Amrita Chaurasia said: (Jul 16, 2013)  
A function declared before main() or after main() is not going to affect the definition of function. Hence how the compiler didn't recognize void f() ; when compiler start tracing the main() , at void f() ;.

It will come to void f() function definition.

According to me the error can be, f() function returns string and assigned to a. Whereas a is integer type. Here I think error would occur. Still I'm doubtful. So, would request the clarification on it.

Mrunali said: (Aug 18, 2014)  
I also think the error is with there being no return variable but still a=f(); is given.

Arjun Verma said: (Aug 31, 2014)  
I'm totally agree with @Amrita that compiler will go to the function call i.e void f(); in main, so how can u say that we have to define it before main?

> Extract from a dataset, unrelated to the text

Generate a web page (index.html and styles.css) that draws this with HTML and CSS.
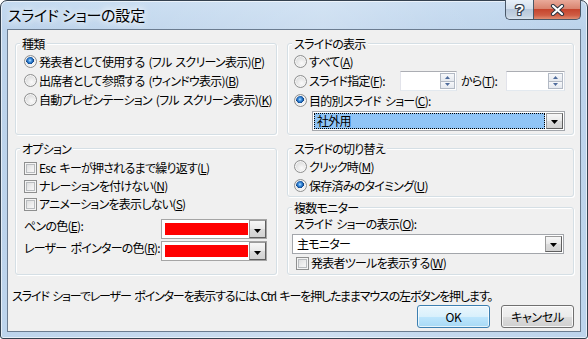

Sathish Kumar said: (Jun 6, 2017)  
Even if it is declared above main, I am still getting the following error:

main.c: In function \'main\':
main.c:7:7: error: void value not ignored as it ought to be
a = f();
^

Can anyone help me to clear this?

Mayank said: (Jan 7, 2018)  
If declaration of the function is done before the main function then output is :Hi 2

Even our function doesn't return anything but still we get the output without any error.
Can some give the explanation how can a=f();?

Doesn't lead to error if a function is declared before main.Rest of the code is same.

Dawood Ibrahim Bhat said: (Mar 11, 2018)  
Dear friends, true explanation for this option in my view is that:

integer (a) is assigned equal to a void function, since void returns nothing, therefore in the program above we are equating an integer to nothing, it is wrong, we can never equate an integer equal to void. Hence this kind of assignment is not allowed.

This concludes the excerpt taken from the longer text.